* [Directions for this task] Where a line of the listing below includes the word "styles", reproduce that line.

* [Supplied material]
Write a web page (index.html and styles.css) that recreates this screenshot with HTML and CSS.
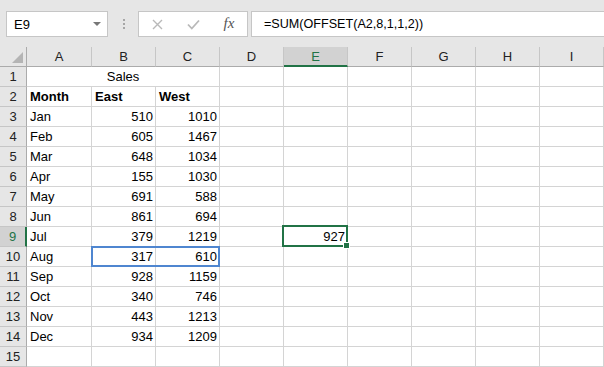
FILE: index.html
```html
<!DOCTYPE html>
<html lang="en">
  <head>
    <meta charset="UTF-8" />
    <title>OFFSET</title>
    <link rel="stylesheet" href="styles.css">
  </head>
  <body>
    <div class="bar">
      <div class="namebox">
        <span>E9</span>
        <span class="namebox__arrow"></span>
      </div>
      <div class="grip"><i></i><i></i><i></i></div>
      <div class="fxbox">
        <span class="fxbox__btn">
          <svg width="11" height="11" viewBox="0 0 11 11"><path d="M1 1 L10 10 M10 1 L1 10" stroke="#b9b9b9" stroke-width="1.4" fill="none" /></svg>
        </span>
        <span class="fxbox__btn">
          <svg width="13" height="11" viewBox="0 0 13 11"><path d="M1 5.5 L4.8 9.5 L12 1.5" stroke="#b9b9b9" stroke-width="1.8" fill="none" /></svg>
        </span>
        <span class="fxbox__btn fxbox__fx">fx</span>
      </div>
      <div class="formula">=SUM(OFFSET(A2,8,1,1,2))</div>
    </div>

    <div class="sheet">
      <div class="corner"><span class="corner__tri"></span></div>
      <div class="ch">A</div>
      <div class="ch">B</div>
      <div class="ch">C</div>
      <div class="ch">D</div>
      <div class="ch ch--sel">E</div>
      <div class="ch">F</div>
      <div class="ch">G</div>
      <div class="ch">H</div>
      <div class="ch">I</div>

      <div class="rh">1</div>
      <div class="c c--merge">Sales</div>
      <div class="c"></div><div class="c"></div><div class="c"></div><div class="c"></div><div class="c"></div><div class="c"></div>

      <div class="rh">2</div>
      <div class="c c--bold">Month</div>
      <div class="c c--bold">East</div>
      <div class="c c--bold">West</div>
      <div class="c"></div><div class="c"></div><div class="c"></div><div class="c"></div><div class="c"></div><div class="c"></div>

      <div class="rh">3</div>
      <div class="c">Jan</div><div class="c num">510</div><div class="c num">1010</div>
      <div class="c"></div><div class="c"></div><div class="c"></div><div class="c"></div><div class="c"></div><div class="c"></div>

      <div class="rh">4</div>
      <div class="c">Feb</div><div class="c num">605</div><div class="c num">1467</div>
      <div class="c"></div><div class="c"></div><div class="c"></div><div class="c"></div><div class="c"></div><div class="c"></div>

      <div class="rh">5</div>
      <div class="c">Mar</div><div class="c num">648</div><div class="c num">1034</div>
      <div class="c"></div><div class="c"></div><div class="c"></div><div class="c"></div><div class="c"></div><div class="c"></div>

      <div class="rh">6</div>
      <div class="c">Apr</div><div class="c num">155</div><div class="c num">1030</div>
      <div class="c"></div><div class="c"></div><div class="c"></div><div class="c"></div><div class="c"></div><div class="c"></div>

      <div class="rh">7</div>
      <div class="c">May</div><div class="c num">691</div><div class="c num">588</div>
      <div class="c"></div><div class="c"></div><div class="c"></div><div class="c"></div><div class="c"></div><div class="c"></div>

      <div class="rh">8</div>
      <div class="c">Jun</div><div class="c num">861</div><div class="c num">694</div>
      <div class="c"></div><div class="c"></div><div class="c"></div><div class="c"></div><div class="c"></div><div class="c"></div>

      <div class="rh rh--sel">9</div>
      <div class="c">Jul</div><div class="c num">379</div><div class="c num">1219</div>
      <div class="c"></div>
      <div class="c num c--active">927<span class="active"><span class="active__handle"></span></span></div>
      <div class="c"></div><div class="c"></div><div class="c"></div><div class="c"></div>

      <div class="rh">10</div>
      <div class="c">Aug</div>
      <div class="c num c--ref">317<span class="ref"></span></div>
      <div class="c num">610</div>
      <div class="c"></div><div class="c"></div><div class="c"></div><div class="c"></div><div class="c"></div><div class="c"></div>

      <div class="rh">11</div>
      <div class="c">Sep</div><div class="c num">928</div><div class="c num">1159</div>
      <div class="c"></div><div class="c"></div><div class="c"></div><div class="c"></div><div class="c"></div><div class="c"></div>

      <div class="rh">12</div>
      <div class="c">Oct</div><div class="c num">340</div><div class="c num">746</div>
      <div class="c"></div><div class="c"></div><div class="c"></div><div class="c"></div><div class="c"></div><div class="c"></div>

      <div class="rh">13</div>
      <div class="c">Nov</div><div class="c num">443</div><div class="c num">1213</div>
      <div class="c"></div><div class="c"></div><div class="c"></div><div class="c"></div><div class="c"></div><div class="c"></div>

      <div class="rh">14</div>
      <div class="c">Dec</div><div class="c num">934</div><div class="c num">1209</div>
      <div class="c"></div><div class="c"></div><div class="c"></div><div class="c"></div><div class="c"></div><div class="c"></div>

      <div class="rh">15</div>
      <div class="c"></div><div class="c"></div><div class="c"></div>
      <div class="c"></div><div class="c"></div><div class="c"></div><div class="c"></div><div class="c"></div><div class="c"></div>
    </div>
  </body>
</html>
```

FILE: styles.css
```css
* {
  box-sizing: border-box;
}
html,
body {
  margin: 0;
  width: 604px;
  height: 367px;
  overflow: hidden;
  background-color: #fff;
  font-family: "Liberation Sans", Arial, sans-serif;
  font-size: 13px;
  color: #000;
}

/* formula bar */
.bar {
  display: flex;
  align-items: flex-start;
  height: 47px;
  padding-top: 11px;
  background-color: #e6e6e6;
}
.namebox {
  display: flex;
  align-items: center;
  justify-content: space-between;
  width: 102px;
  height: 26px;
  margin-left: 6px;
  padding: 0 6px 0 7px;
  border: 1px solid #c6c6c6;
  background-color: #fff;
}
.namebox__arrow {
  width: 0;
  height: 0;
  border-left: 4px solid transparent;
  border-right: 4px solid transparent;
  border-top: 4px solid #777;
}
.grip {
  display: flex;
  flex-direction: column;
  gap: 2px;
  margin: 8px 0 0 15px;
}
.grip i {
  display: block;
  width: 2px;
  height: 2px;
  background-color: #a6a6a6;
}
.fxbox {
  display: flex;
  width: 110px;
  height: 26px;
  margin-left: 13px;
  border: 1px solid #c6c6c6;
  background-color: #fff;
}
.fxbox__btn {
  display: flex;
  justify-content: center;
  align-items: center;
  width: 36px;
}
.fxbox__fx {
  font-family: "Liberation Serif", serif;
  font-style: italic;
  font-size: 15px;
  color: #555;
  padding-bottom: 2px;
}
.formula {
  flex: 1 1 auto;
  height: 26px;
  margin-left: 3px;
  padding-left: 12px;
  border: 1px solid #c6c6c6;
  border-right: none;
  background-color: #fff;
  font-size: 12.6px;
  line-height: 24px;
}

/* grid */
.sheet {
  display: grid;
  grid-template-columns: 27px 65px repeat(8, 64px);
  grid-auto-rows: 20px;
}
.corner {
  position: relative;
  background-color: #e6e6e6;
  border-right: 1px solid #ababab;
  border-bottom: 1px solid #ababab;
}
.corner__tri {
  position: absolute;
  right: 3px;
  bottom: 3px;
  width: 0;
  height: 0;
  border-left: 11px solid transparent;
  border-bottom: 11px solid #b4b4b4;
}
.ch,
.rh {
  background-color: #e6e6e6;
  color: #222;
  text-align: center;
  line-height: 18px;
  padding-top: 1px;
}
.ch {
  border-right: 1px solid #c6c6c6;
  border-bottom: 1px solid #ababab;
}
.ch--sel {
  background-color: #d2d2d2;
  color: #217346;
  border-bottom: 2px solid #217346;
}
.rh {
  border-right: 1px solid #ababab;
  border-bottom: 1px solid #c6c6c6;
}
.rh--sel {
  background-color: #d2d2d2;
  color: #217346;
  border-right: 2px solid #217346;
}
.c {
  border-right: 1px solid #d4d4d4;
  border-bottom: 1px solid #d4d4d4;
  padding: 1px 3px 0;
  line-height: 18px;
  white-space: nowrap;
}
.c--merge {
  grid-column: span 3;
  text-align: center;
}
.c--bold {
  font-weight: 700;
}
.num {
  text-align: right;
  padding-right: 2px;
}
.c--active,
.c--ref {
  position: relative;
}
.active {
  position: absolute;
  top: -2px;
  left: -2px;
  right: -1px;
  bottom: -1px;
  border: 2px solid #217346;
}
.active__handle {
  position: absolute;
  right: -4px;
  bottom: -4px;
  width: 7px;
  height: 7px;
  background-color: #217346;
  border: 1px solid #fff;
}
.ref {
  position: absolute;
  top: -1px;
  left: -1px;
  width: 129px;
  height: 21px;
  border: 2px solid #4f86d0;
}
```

* [Solution for this exercise]
Write a web page (index.html and styles.css) that recreates this screenshot with HTML and CSS.
    <link rel="stylesheet" href="styles.css">
FILE: styles.css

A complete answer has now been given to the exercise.